RECORDED INFORMATION

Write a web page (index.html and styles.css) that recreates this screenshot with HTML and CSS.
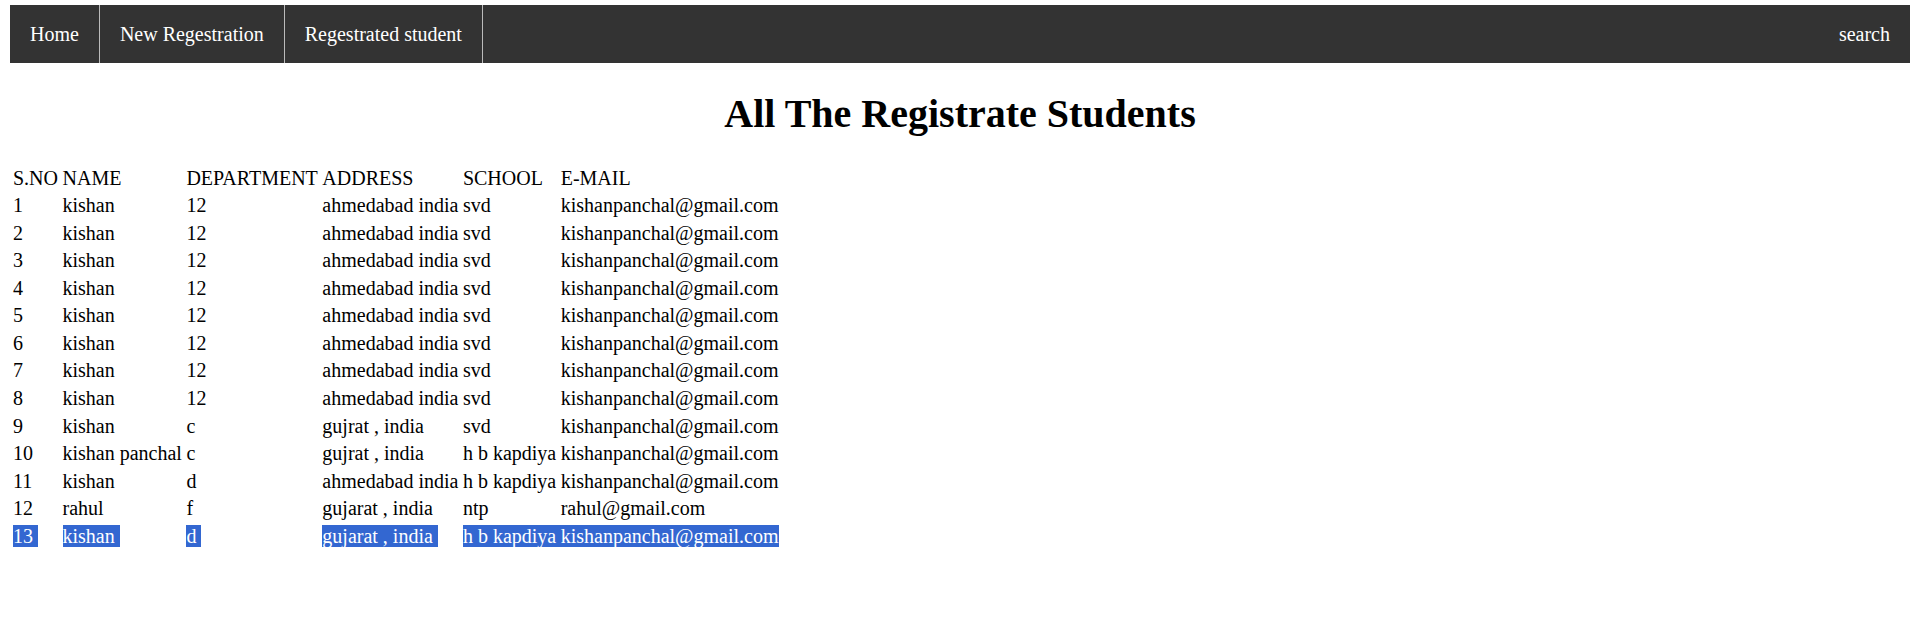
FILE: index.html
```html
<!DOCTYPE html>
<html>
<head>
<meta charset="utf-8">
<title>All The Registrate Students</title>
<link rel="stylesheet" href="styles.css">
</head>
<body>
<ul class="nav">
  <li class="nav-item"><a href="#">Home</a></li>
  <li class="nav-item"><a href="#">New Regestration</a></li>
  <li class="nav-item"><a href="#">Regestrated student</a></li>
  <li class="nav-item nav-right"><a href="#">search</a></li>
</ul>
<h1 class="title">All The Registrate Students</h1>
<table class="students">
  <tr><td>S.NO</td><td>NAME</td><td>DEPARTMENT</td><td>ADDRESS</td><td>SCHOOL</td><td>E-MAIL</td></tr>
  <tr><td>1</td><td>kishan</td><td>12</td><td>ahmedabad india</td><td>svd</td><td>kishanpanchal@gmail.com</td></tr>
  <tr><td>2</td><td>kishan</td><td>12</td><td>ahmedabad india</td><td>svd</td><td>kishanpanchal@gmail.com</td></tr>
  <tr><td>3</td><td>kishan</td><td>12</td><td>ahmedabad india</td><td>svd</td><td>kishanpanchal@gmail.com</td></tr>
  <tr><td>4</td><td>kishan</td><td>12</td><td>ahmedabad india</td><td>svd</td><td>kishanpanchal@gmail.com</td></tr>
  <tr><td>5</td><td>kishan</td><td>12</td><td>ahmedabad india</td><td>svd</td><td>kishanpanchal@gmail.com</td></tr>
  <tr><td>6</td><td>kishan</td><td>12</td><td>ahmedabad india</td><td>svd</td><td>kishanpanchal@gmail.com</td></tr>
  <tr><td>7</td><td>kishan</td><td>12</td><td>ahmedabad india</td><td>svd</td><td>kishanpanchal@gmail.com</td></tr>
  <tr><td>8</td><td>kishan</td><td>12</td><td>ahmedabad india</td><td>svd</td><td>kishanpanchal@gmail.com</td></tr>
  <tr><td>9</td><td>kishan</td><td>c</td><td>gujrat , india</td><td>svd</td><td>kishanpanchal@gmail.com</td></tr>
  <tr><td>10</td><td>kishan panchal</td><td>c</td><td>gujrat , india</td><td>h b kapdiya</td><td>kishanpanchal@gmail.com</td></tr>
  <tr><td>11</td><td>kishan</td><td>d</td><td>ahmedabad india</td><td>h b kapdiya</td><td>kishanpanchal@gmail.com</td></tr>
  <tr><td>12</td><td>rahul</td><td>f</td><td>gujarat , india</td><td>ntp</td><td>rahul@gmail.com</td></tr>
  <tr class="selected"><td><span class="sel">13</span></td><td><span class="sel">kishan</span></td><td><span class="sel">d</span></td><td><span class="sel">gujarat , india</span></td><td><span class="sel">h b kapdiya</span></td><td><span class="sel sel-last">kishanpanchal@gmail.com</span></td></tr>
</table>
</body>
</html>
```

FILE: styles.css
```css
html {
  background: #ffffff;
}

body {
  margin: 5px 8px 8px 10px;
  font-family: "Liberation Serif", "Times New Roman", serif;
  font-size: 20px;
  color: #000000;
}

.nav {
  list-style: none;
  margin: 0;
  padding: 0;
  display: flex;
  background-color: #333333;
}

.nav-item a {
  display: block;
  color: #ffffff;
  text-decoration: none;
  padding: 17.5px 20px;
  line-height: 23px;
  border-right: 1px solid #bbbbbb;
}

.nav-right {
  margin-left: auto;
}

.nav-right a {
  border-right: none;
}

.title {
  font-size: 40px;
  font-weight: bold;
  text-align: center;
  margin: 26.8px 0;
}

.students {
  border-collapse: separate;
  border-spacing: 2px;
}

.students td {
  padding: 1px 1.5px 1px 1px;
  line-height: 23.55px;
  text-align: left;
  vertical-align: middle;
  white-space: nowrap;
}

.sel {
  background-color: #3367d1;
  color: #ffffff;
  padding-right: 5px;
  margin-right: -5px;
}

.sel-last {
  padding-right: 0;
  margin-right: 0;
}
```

OBJECTIVE
In the copy, include no pictures; restate the listing above exactly.

SOLUTION TO THE EXERCISE
Write a web page (index.html and styles.css) that recreates this screenshot with HTML and CSS.
FILE: index.html
```html
<!DOCTYPE html>
<html>
<head>
<meta charset="utf-8">
<title>All The Registrate Students</title>
<link rel="stylesheet" href="styles.css">
</head>
<body>
<ul class="nav">
  <li class="nav-item"><a href="#">Home</a></li>
  <li class="nav-item"><a href="#">New Regestration</a></li>
  <li class="nav-item"><a href="#">Regestrated student</a></li>
  <li class="nav-item nav-right"><a href="#">search</a></li>
</ul>
<h1 class="title">All The Registrate Students</h1>
<table class="students">
  <tr><td>S.NO</td><td>NAME</td><td>DEPARTMENT</td><td>ADDRESS</td><td>SCHOOL</td><td>E-MAIL</td></tr>
  <tr><td>1</td><td>kishan</td><td>12</td><td>ahmedabad india</td><td>svd</td><td>kishanpanchal@gmail.com</td></tr>
  <tr><td>2</td><td>kishan</td><td>12</td><td>ahmedabad india</td><td>svd</td><td>kishanpanchal@gmail.com</td></tr>
  <tr><td>3</td><td>kishan</td><td>12</td><td>ahmedabad india</td><td>svd</td><td>kishanpanchal@gmail.com</td></tr>
  <tr><td>4</td><td>kishan</td><td>12</td><td>ahmedabad india</td><td>svd</td><td>kishanpanchal@gmail.com</td></tr>
  <tr><td>5</td><td>kishan</td><td>12</td><td>ahmedabad india</td><td>svd</td><td>kishanpanchal@gmail.com</td></tr>
  <tr><td>6</td><td>kishan</td><td>12</td><td>ahmedabad india</td><td>svd</td><td>kishanpanchal@gmail.com</td></tr>
  <tr><td>7</td><td>kishan</td><td>12</td><td>ahmedabad india</td><td>svd</td><td>kishanpanchal@gmail.com</td></tr>
  <tr><td>8</td><td>kishan</td><td>12</td><td>ahmedabad india</td><td>svd</td><td>kishanpanchal@gmail.com</td></tr>
  <tr><td>9</td><td>kishan</td><td>c</td><td>gujrat , india</td><td>svd</td><td>kishanpanchal@gmail.com</td></tr>
  <tr><td>10</td><td>kishan panchal</td><td>c</td><td>gujrat , india</td><td>h b kapdiya</td><td>kishanpanchal@gmail.com</td></tr>
  <tr><td>11</td><td>kishan</td><td>d</td><td>ahmedabad india</td><td>h b kapdiya</td><td>kishanpanchal@gmail.com</td></tr>
  <tr><td>12</td><td>rahul</td><td>f</td><td>gujarat , india</td><td>ntp</td><td>rahul@gmail.com</td></tr>
  <tr class="selected"><td><span class="sel">13</span></td><td><span class="sel">kishan</span></td><td><span class="sel">d</span></td><td><span class="sel">gujarat , india</span></td><td><span class="sel">h b kapdiya</span></td><td><span class="sel sel-last">kishanpanchal@gmail.com</span></td></tr>
</table>
</body>
</html>
```

FILE: styles.css
```css
html {
  background: #ffffff;
}

body {
  margin: 5px 8px 8px 10px;
  font-family: "Liberation Serif", "Times New Roman", serif;
  font-size: 20px;
  color: #000000;
}

.nav {
  list-style: none;
  margin: 0;
  padding: 0;
  display: flex;
  background-color: #333333;
}

.nav-item a {
  display: block;
  color: #ffffff;
  text-decoration: none;
  padding: 17.5px 20px;
  line-height: 23px;
  border-right: 1px solid #bbbbbb;
}

.nav-right {
  margin-left: auto;
}

.nav-right a {
  border-right: none;
}

.title {
  font-size: 40px;
  font-weight: bold;
  text-align: center;
  margin: 26.8px 0;
}

.students {
  border-collapse: separate;
  border-spacing: 2px;
}

.students td {
  padding: 1px 1.5px 1px 1px;
  line-height: 23.55px;
  text-align: left;
  vertical-align: middle;
  white-space: nowrap;
}

.sel {
  background-color: #3367d1;
  color: #ffffff;
  padding-right: 5px;
  margin-right: -5px;
}

.sel-last {
  padding-right: 0;
  margin-right: 0;
}
```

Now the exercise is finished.